I mean, there are scenes where he's cooking for me and where we dance together that I just love. It's people who are really intellectually engaged with each other and fighting each other and there's just so many layers to their relationship.

The most challenging... um... A lot of it was challenging. I think... there's a scene that I don't want to give away, but there's sort of a surprise twist in the middle where she learns something that is completely unexpected for her and that was a big, big scene to do because it's a transition very quickly.

QUINT: Cool. Was Hugo Weaving behind the mask the whole time?

NATALIE PORTMAN: Yeah, well... you know James Purefoy started out and after some weeks of shooting they brought in Hugo because they didn't feel it was working out. We didn't reshoot most of the stuff, they're re-voicing. They're both really, really wonderful actors and really nice people, so...

QUINT: But you always had somebody in the get-up to act with.

NATALIE PORTMAN: But there was always a great actor there! (laughs) I mean, that is hard. I don't think it has ever been done before where you have a full mask that you talk through a lot. 'Cause V talks a lllllot. Like, he has speeches that are pages long. He really is a talker and it's through a mask, which they don't do. It's either a half-mask or they take off the mask.

QUINT: Well, Hugo sounds absolutely perfect in the trailer they showed.

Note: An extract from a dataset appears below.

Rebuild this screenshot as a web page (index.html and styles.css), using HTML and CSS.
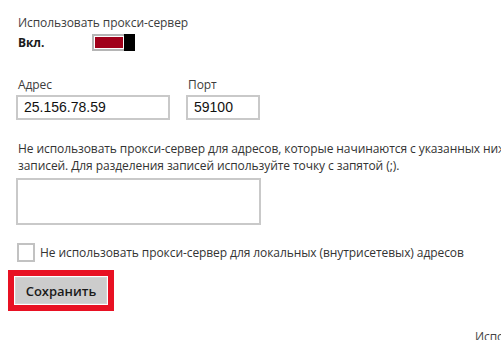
FILE: index.html
```html
<!DOCTYPE html>
<html lang="ru">
<head>
	<meta charset="UTF-8">
	<title>Прокси-сервер</title>
	<link rel="stylesheet" href="styles.css">
</head>
<body>
	<main class="page">
		<section class="switch-row">
			<div class="label">Использовать прокси-сервер</div>
			<div class="state">
				<span class="state-text">Вкл.</span>
				<span class="toggle"><span class="toggle-track"></span><span class="toggle-thumb"></span></span>
			</div>
		</section>
		<section class="fields">
			<div class="field">
				<div class="label">Адрес</div>
				<div class="input input-address">25.156.78.59</div>
			</div>
			<div class="field">
				<div class="label">Порт</div>
				<div class="input input-port">59100</div>
			</div>
		</section>
		<p class="note">Не использовать прокси-сервер для адресов, которые начинаются с указанных ниже записей. Для разделения записей используйте точку с запятой (;).</p>
		<div class="textarea"></div>
		<label class="check">
			<span class="check-box"></span>
			<span>Не использовать прокси-сервер для локальных (внутрисетевых) адресов</span>
		</label>
		<div class="highlight">
			<button class="btn">Сохранить</button>
		</div>
		<div class="tail">Использовать</div>
	</main>
</body>
</html>
```
FILE: styles.css
```css
html, body {
	margin: 0;
	background: #fff;
	overflow: hidden;
	height: 340px;
}
.page {
	font-family: "Open Sans", "Noto Sans", sans-serif;
	font-size: 12px;
	letter-spacing: -0.08px;
	color: #333;
	padding: 14px 0 0 18px;
	width: 483px;
	height: 326px;
	overflow: hidden;
	white-space: nowrap;
}
.label {color: #3c3c3c; line-height: 18px;}
.state {
	display: flex;
	align-items: center;
	margin-top: 2px;
	height: 17px;
}
.state-text {
	font-weight: 700;
	color: #1a1a1a;
	width: 74px;
}
.toggle {
	display: flex;
	width: 43px;
	height: 17px;
	box-sizing: border-box;
}
.toggle-track {
	flex: 1;
	border: 2px solid #b5b5b5;
	border-right: 0;
	background: #a1001a;
	box-shadow: inset 0 0 0 1px #fff;
}
.toggle-thumb {
	width: 11px;
	background: #000;
}
.fields {
	display: flex;
	gap: 16px;
	margin-top: 25px;
	margin-left: -2px;
}
.fields .label {padding-left: 2px; margin-bottom: 1px;}
.input {
	box-sizing: border-box;
	height: 25px;
	border: 2px solid #c9c9c9;
	padding: 0 6px;
	line-height: 21px;
	color: #111;
	font-family: "Liberation Sans", sans-serif;
	font-size: 14px;
	letter-spacing: 0;
}
.input-address {width: 154px;}
.input-port {width: 74px;}
.note {
	margin: 20px 0 0;
	line-height: 17px;
	white-space: normal;
	width: 540px;
}
.textarea {
	box-sizing: border-box;
	width: 245px;
	height: 47px;
	border: 2px solid #c9c9c9;
	margin: 4px 0 0 -2px;
}
.check {
	display: flex;
	align-items: center;
	gap: 5px;
	margin-top: 18px;
	margin-left: -1px;
}
.check-box {
	box-sizing: border-box;
	width: 18px;
	height: 19px;
	border: 2px solid #c2c2c2;
}
.highlight {
	display: inline-block;
	border: 6px solid #e81123;
	padding: 1px;
	margin: 8px 0 0 -10px;
}
.btn {
	display: block;
	width: 92px;
	height: 27px;
	border: 1px solid #d4d4d4;
	background: #cccccc;
	font-family: "Open Sans", sans-serif;
	font-size: 13px;
	font-weight: 600;
	color: #1a1a1a;
	padding: 0;
}
.tail {
	margin: 17px 0 0 457px;
	color: #444;
}
```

It actually sounds like it is drawn in the book, that kind of shaky dialogue bubble.

NATALIE PORTMAN: Oh, yeah!

QUINT: And even more important, it doesn't sound like anything he's done before. I met him on RETURN OF THE KING and he was a very nice guy.

NATALIE PORTMAN: Hugo's amazing. He's one of the, if not the, nicest person I've ever met. Everyone was so in love with him. He's really, a fine, fine human being.

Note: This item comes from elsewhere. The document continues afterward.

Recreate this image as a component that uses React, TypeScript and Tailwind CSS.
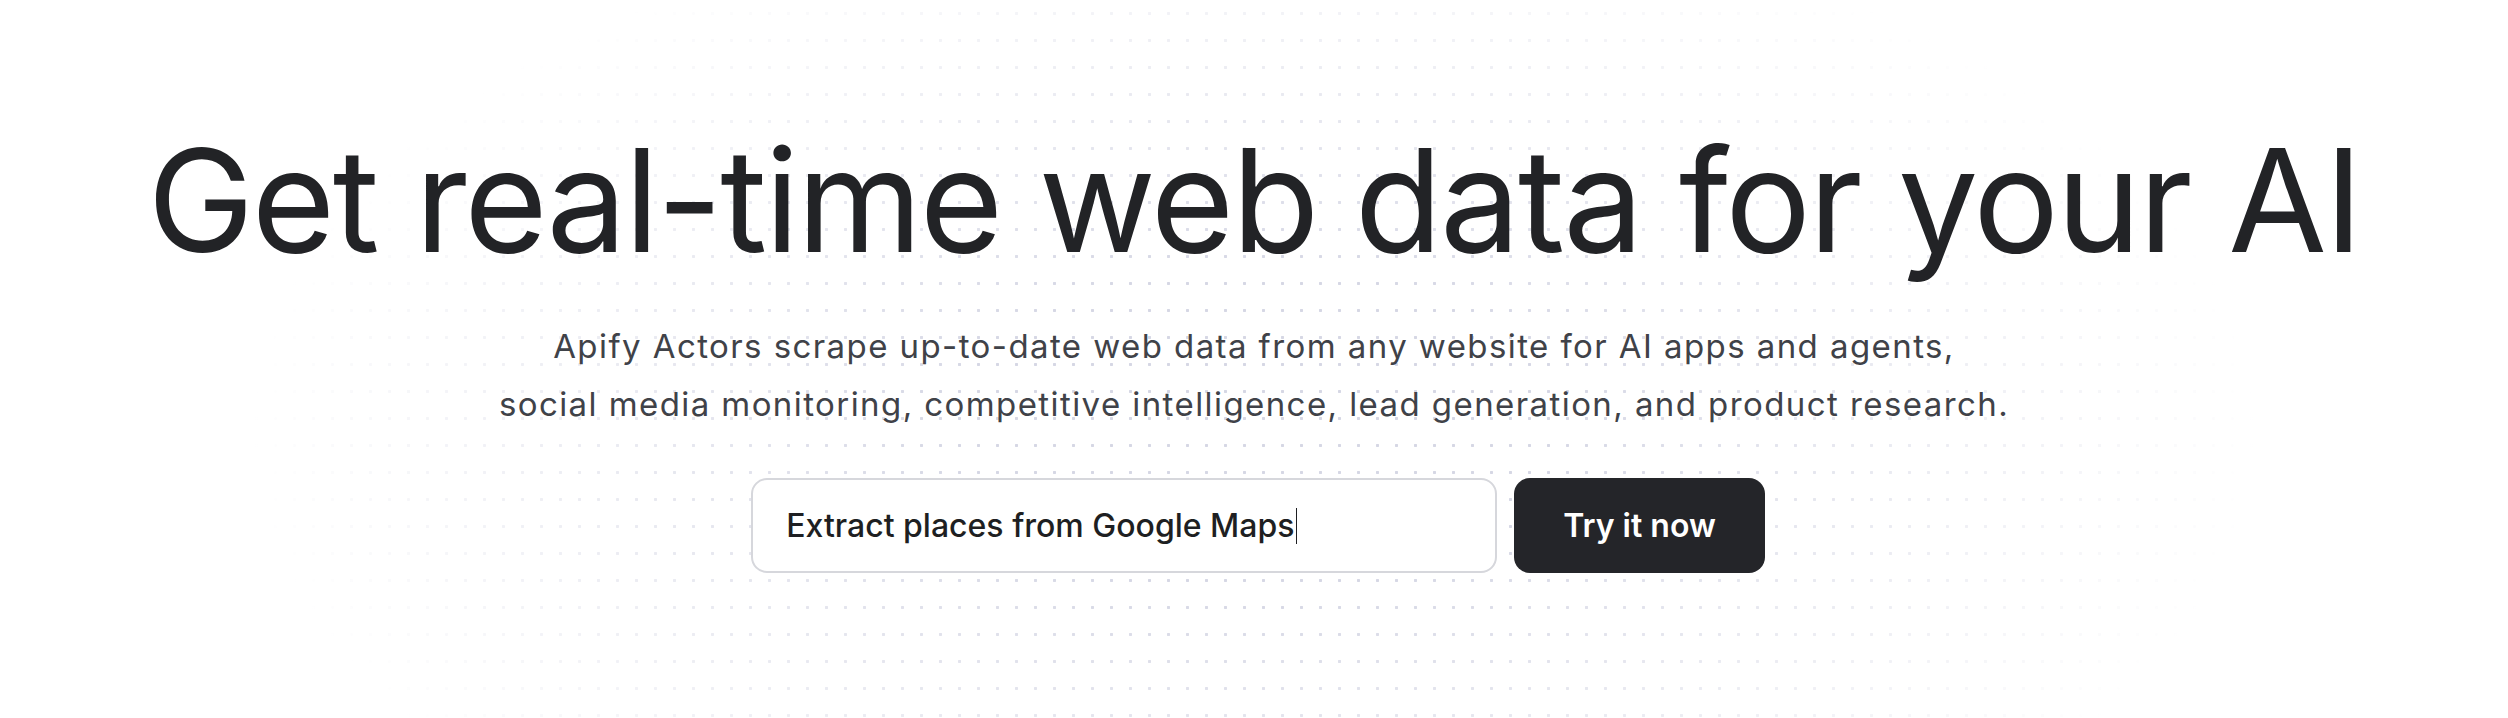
export default function App() {
  return (
    <div className="relative w-full h-[718px] overflow-hidden bg-white font-['Inter','Liberation_Sans',sans-serif]">
      {/* faint dot grid, fading out from the middle */}
      <div className="absolute inset-0 bg-[radial-gradient(#c5c7da_1.2px,transparent_1.4px)] bg-[size:19px_27px] [mask-image:radial-gradient(ellipse_40%_75%_at_50%_60%,black_30%,transparent_100%)] opacity-70" />

      <main className="relative flex flex-col items-center pt-[128px]">
        <h1 className="text-[143px] leading-none font-normal tracking-[-0.0165em] text-[#222326] whitespace-nowrap">
          Get real-time web data for your AI
        </h1>

        <p className="mt-[46px] text-[33px] leading-[58px] tracking-[0.043em] text-[#404248] text-center whitespace-nowrap">
          <span className="block">Apify Actors scrape up-to-date web data from any website for AI apps and agents,</span>
          <span className="block">social media monitoring, competitive intelligence, lead generation, and product research.</span>
        </p>

        <div className="mt-[45px] ml-[8px] flex items-center gap-[17px]">
          <div className="flex items-center w-[746px] h-[95px] px-[33px] rounded-[16px] border-2 border-[#d6d7dc] bg-white">
            <span className="text-[32px] font-medium text-[#1e1f22]">Extract places from Google Maps</span>
            <span className="ml-[1px] w-[1.5px] h-[36px] bg-[#1e1f22]" />
          </div>
          <button className="h-[95px] px-[49px] rounded-[16px] bg-[#242529] text-white text-[32px] font-semibold">
            Try it now
          </button>
        </div>
      </main>
    </div>
  );
}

QUINT: You said on the panel that you didn't read the graphic novel until after you decided to be in the movie. I take it you read it before you shot...

NATALIE PORTMAN: Yeah.

QUINT: Did that influence anything that might not have been in the script?

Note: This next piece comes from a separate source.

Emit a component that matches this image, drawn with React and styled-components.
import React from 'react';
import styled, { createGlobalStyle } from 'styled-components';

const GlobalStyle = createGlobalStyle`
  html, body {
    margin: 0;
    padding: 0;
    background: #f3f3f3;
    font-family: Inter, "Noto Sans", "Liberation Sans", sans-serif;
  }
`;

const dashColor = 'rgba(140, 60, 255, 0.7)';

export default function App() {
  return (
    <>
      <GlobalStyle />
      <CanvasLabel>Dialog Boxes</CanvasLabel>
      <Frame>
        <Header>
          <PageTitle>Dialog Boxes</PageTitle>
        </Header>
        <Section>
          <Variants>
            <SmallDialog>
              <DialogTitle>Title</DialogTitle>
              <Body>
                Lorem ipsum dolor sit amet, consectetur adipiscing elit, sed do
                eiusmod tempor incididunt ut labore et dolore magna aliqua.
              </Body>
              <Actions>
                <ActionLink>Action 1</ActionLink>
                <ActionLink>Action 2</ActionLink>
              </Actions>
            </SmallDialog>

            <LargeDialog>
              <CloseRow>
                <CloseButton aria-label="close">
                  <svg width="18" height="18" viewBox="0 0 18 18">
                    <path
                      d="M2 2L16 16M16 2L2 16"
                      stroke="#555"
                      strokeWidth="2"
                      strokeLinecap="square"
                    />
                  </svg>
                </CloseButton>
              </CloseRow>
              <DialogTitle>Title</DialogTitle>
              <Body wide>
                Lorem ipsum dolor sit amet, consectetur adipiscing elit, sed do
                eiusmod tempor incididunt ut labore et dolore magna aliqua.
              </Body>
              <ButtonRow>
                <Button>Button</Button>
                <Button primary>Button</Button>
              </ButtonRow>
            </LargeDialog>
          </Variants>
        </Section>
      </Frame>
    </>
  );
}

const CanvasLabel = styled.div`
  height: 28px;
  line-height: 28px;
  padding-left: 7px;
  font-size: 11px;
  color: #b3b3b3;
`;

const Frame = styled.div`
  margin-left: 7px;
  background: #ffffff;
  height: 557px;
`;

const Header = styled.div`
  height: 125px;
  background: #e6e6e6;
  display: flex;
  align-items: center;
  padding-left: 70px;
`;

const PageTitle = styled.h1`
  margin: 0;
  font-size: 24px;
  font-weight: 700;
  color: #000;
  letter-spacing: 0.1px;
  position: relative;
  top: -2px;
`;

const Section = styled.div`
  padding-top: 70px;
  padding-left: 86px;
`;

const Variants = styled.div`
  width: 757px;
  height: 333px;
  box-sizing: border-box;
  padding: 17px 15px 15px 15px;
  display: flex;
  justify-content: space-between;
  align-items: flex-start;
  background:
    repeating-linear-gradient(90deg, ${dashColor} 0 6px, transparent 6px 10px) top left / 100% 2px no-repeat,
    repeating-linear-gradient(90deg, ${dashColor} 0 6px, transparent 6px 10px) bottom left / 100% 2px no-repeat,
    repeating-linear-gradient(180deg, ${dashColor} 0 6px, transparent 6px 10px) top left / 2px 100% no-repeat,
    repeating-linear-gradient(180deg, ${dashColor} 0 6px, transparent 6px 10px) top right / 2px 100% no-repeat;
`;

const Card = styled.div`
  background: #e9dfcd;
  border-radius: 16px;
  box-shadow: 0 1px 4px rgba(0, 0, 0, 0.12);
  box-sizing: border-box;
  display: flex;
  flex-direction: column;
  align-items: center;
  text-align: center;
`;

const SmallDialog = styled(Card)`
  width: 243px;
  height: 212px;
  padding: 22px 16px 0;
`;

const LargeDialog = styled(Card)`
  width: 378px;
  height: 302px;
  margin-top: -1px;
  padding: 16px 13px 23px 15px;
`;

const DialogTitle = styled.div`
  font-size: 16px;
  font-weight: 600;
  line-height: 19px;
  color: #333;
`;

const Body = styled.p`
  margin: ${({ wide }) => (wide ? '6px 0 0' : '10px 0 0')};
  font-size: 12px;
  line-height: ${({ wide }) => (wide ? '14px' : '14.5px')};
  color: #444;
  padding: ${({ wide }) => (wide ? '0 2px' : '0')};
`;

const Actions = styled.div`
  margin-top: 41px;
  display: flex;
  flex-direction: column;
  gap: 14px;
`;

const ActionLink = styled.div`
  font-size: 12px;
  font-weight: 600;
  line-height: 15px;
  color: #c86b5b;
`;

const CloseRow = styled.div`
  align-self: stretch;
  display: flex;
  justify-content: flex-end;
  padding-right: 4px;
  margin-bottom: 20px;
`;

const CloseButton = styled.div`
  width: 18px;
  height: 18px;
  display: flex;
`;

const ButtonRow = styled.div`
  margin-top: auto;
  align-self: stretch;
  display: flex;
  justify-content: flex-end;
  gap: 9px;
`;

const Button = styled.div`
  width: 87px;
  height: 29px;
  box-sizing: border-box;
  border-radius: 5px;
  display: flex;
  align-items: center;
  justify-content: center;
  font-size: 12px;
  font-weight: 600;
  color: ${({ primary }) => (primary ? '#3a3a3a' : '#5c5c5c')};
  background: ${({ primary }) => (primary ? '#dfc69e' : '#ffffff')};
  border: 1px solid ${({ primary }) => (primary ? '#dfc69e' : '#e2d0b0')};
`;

NATALIE PORTMAN: Absolutely. A lot of the references... I got from the book. For instance, you know how all the chapter titles are different V words that relate to the character and also how they act... like all the theatricality of it I think you got more from the book than the script. Like all the vaudeville... all of those ideas of how they behaved.

Also, some of the references, some of the Shakespeare references.... There are Shakespeare references in the movie as well, but reading up on the history of the Shakespeare plays and stuff like that was really helpful.

And that's that, the end of the line. Didn't she sound sweet? Wasn't that Shakespeare talk just BEGGING to be followed up by a filthy, disgusting, hilarious joke? I think so. Oh well. Maybe next time? I'll start preparing by working out and making myself into a fine specimen of manhood so that I may sweep her off her feet and elope in the rolling hills of New Zealand. A bloke can dream, can't he?

Hope you enjoyed the little chat. That's one of six people I interviewed at the Con (yet only the first 3 beautiful actresses I interviewed... and I even got one of these other beauties to tell a dirty joke!), so keep your eyes out for more. 'Til then this is Quint bidding you all a fond farewell and adieu.